Trump’s aggressive transition strategy and DOGE have compounded operational challenges for agencies. Most of the expert agency staff needed to develop and implement spending plans—like the leadership team in the DOD Comptroller’s office—have either left their agencies or taken other assignments. Mix in proposed GSA reforms. Add shortages of experienced contracting officers and Senate-confirmed officials at the operational level for most departments, and you have a recipe for procurement gridlock.
Federal contractors are now flying in IFR (Instrument Flight Rules) conditions without reliable instruments. The same is true for Congress and federal agency managers. Expect the budget chaos in Washington to continue for months.
AN ACTION PLAN
In The Art of War, Sun-Tzu wrote, “In chaos, there is also opportunity.”
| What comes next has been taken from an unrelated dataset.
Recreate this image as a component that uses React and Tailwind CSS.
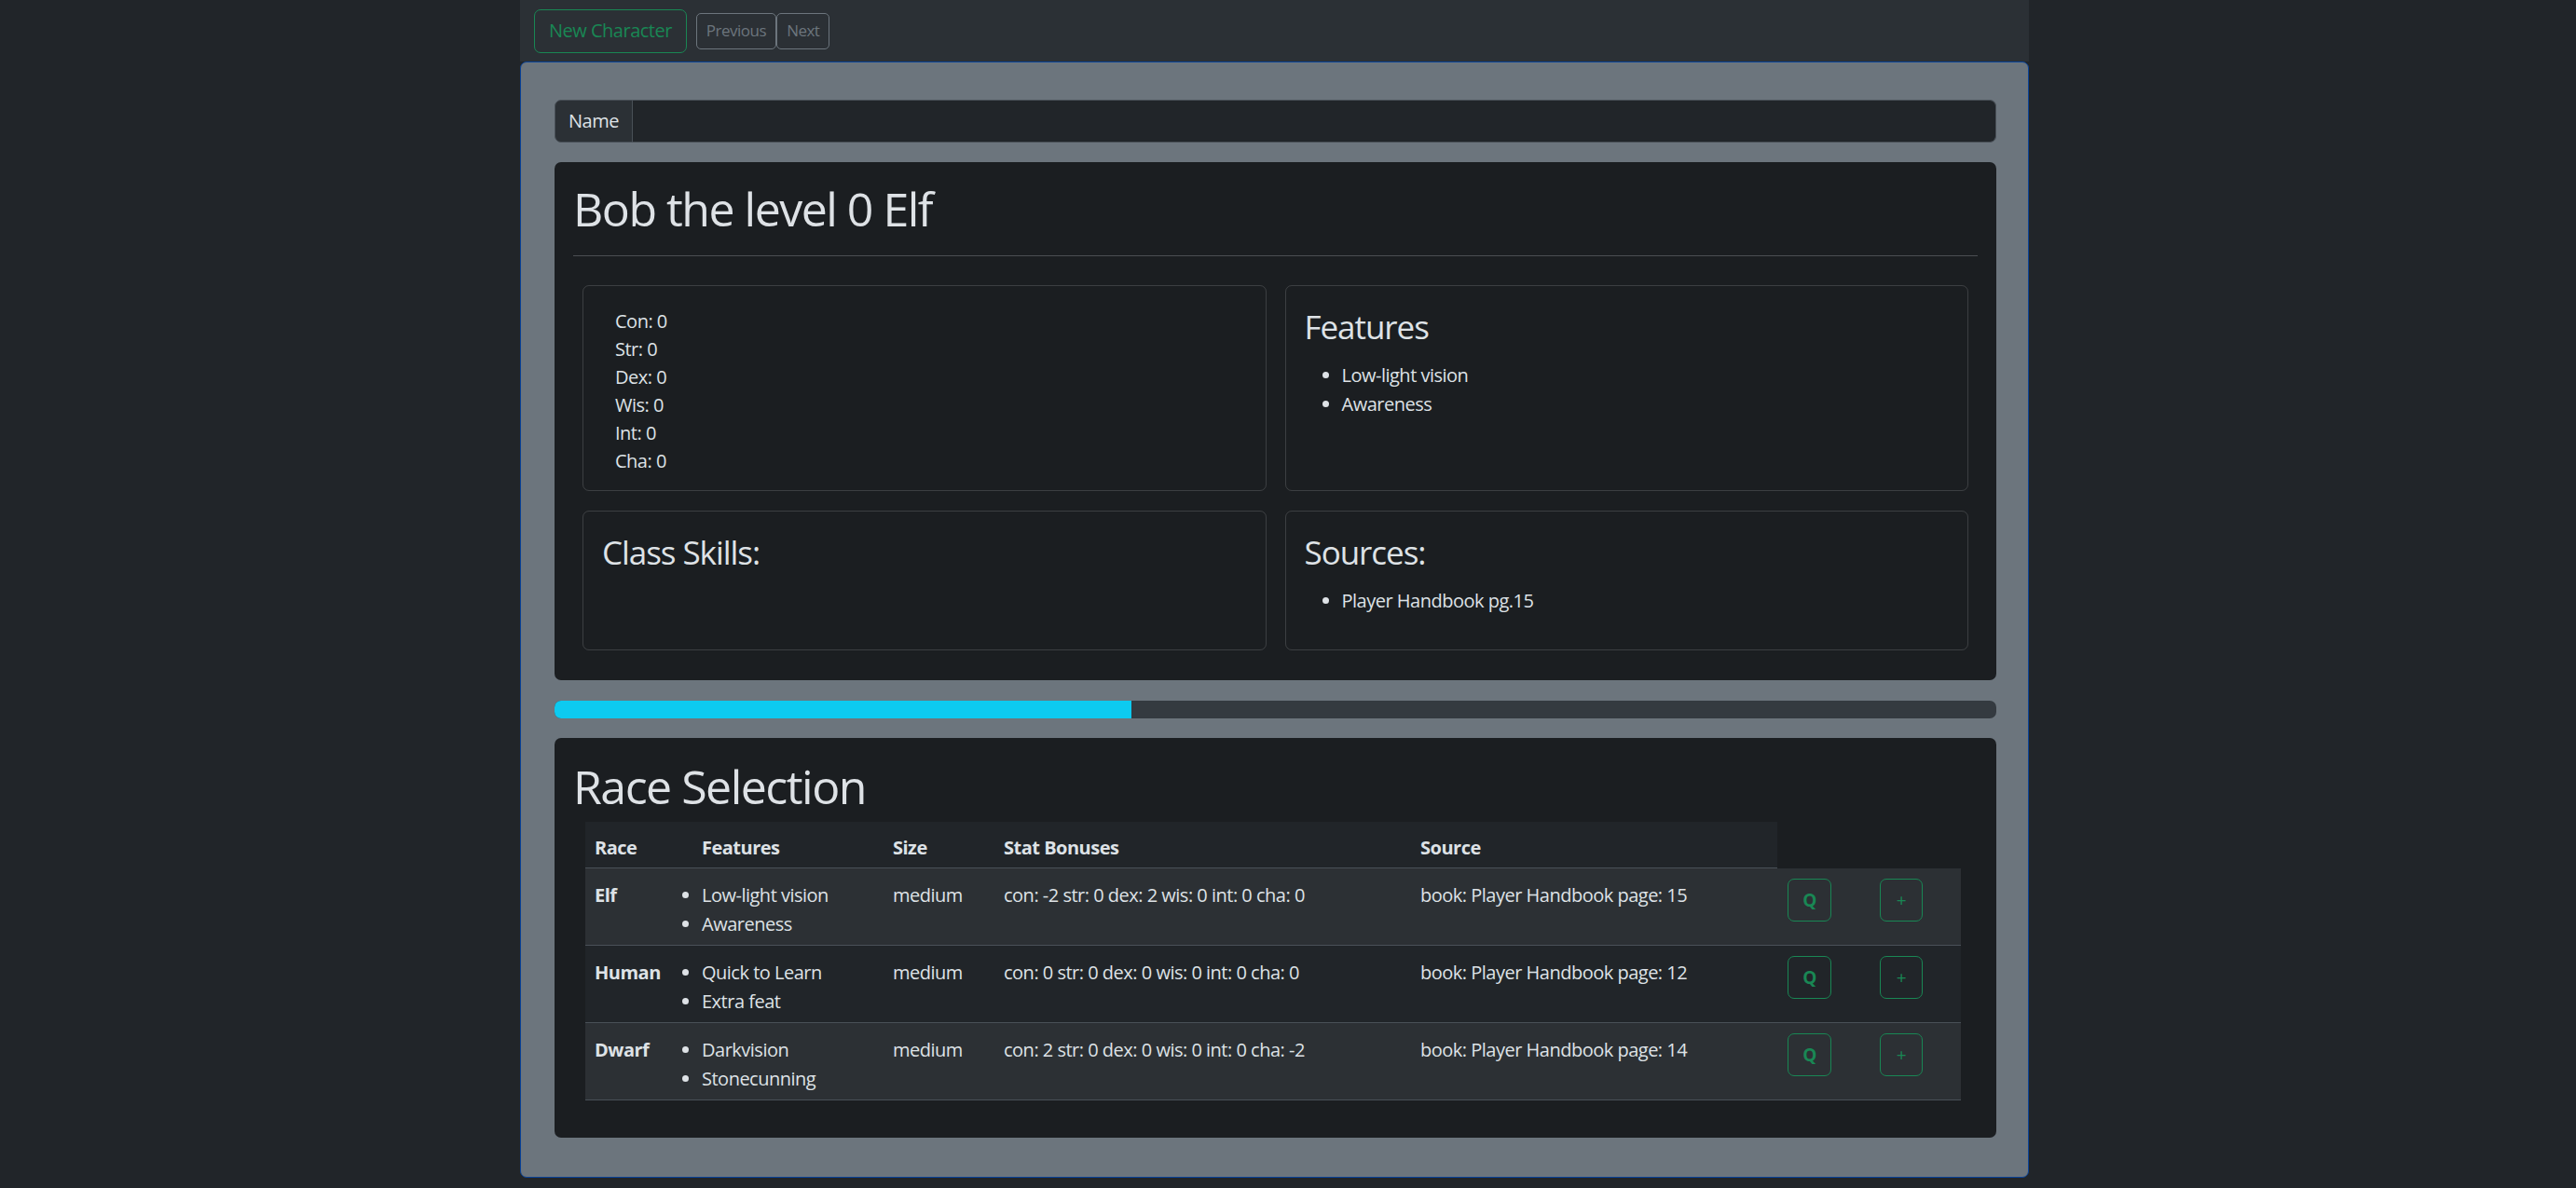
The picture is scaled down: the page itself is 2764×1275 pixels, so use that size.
import React from "react";

const races = [
  {
    name: "Elf",
    features: ["Low-light vision", "Awareness"],
    size: "medium",
    stats: "con: -2 str: 0 dex: 2 wis: 0 int: 0 cha: 0",
    source: "book: Player Handbook page: 15",
  },
  {
    name: "Human",
    features: ["Quick to Learn", "Extra feat"],
    size: "medium",
    stats: "con: 0 str: 0 dex: 0 wis: 0 int: 0 cha: 0",
    source: "book: Player Handbook page: 12",
  },
  {
    name: "Dwarf",
    features: ["Darkvision", "Stonecunning"],
    size: "medium",
    stats: "con: 2 str: 0 dex: 0 wis: 0 int: 0 cha: -2",
    source: "book: Player Handbook page: 14",
  },
];

const stats = ["Con", "Str", "Dex", "Wis", "Int", "Cha"];

export default function App() {
  return (
    <div className="min-h-screen bg-[#212529] text-[#dee2e6] font-['Open_Sans','Noto_Sans',sans-serif] tracking-[-0.025em] text-[20px] leading-[30px]">
      <div className="ml-[558px] w-[1619px] pb-[13px]">
        {/* Top bar */}
        <div className="h-[66px] bg-[#2b3035] flex items-center pl-[15px]">
          <button className="h-[47px] px-[15px] border border-[#198754] text-[#198754] rounded-[7px] text-[20px]">
            New Character
          </button>
          <div className="flex ml-[10px]">
            <button className="h-[39px] px-[10px] border border-[#6c757d] text-[#6c757d] rounded-[5px] text-[17px]">
              Previous
            </button>
            <button className="h-[39px] px-[10px] border border-[#6c757d] text-[#6c757d] rounded-[5px] text-[17px]">
              Next
            </button>
          </div>
        </div>

        {/* Main panel */}
        <div className="bg-[#6c757d] border border-[#084298] rounded-[7px] pl-[36px] pr-[34px] pt-[40px] pb-[42px]">
          {/* Name input */}
          <div className="flex h-[46px]">
            <span className="w-[84px] flex items-center pl-[14px] bg-[#2b3035] border border-[#495057] rounded-l-[7px]">
              Name
            </span>
            <input className="flex-1 bg-[#212529] border border-l-0 border-[#495057] rounded-r-[7px] outline-none px-3" />
          </div>

          {/* Character card */}
          <div className="mt-[21px] bg-[#1b1e21] rounded-[7px] px-[20px] pt-[20px] pb-[32px]">
            <h1 className="text-[50px] leading-[60px] tracking-[-0.03em]">Bob the level 0 Elf</h1>
            <hr className="mt-[20px] mb-[31px] border-t border-[#4b4e52]" />
            <div className="grid grid-cols-2 grid-rows-[221px_150px] gap-x-[20px] gap-y-[21px] px-[10px]">
              <div className="border border-white/15 rounded-[7px] pl-[34px] pt-[23px]">
                {stats.map((s) => (
                  <div key={s}>{s}: 0</div>
                ))}
              </div>
              <div className="border border-white/15 rounded-[7px] px-[20px] pt-[23px]">
                <h3 className="text-[35px] leading-[42px] mb-[15px] tracking-[-0.03em]">Features</h3>
                <ul className="list-disc pl-[40px] leading-[31px]">
                  <li>Low-light vision</li>
                  <li>Awareness</li>
                </ul>
              </div>
              <div className="border border-white/15 rounded-[7px] px-[20px] pt-[23px]">
                <h3 className="text-[35px] leading-[42px] tracking-[-0.03em]">Class Skills:</h3>
              </div>
              <div className="border border-white/15 rounded-[7px] px-[20px] pt-[23px]">
                <h3 className="text-[35px] leading-[42px] mb-[15px] tracking-[-0.03em]">Sources:</h3>
                <ul className="list-disc pl-[40px] leading-[31px]">
                  <li>Player Handbook pg.15</li>
                </ul>
              </div>
            </div>
          </div>

          {/* Progress */}
          <div className="mt-[22px] h-[19px] bg-[#343a40] rounded-[7px] overflow-hidden">
            <div className="h-full bg-[#0dcaf0]" style={{ width: "40%" }} />
          </div>

          {/* Race selection */}
          <div className="mt-[21px] bg-[#1b1e21] rounded-[7px] px-[20px] pt-[22px] pb-[40px]">
            <h1 className="text-[50px] leading-[60px] mb-[8px] tracking-[-0.03em]">Race Selection</h1>
            <table className="ml-[13px] w-[1476px] table-fixed border-collapse text-left">
              <colgroup>
                <col className="w-[115px]" />
                <col className="w-[205px]" />
                <col className="w-[119px]" />
                <col className="w-[447px]" />
                <col className="w-[393px]" />
                <col className="w-[99px]" />
                <col className="w-[98px]" />
              </colgroup>
              <thead>
                <tr>
                  {["Race", "Features", "Size", "Stat Bonuses", "Source"].map((h) => (
                    <th
                      key={h}
                      className="bg-[#212529] font-bold pt-[13px] pb-[6px] px-[10px] border-b border-[#495057]"
                    >
                      {h}
                    </th>
                  ))}
                </tr>
              </thead>
              <tbody>
                {races.map((r, i) => (
                  <tr
                    key={r.name}
                    className={`${i % 2 === 0 ? "bg-[#2c3034]" : "bg-[#212529]"} border-b border-[#495057] align-top`}
                  >
                    <td className="pt-[13px] pb-[7px] px-[10px] font-bold leading-[31px]">{r.name}</td>
                    <td className="pt-[13px] pb-[7px] px-[10px] leading-[31px]">
                      <ul className="list-disc pl-0">
                        {r.features.map((f) => (
                          <li key={f}>{f}</li>
                        ))}
                      </ul>
                    </td>
                    <td className="pt-[13px] px-[10px] leading-[31px]">{r.size}</td>
                    <td className="pt-[13px] px-[10px] leading-[31px]">{r.stats}</td>
                    <td className="pt-[13px] px-[10px] leading-[31px]">{r.source}</td>
                    <td className="pt-[11px] px-[11px]">
                      <button className="w-[47px] h-[46px] border border-[#198754] text-[#198754] rounded-[7px] font-bold text-[19px]">
                        Q
                      </button>
                    </td>
                    <td className="pt-[11px] px-[11px]">
                      <button className="w-[46px] h-[46px] border border-[#198754] text-[#198754] rounded-[7px] text-[19px]">
                        +
                      </button>
                    </td>
                  </tr>
                ))}
              </tbody>
            </table>
          </div>
        </div>
      </div>
    </div>
  );
}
We’re now half-way through the third quarter of FY25. Let’s focus on what we know and what we expect to happen.
FORECAST
95% Every federal agency begins FY26 operating under a continuing resolution (CR) through at least mid-December 2025.
FORECAST
80% Most Federal Civilian Executive Branch agencies operate under CRs throughout FY26.
FORECAST
65% The Department of Defense operates under CRs through FY26.
What do a full-year CR, absence of detailed agency spending plans, DOGE, thousands of vacancies in senior civilian leadership positions and in contracting offices across government, a “skinny” FY26 Budget, and a reconciliation package with spending increases unlikely to land before FY26 have in common? For those with initiative, the answer is more flexibility in the short term to change course.
The key restriction for agencies operating under CRs is a prohibition on new starts. Agencies and contractors are accustomed to CR operations through most of the first quarter of the fiscal year.
With that in mind, what do federal agency managers have an incentive to do between now and September 30? Accelerate new initiatives outlined President Trump’s FY26 Budget into FY25, particularly initiatives focused on mission-critical operations and those with time-sensitive deliverables.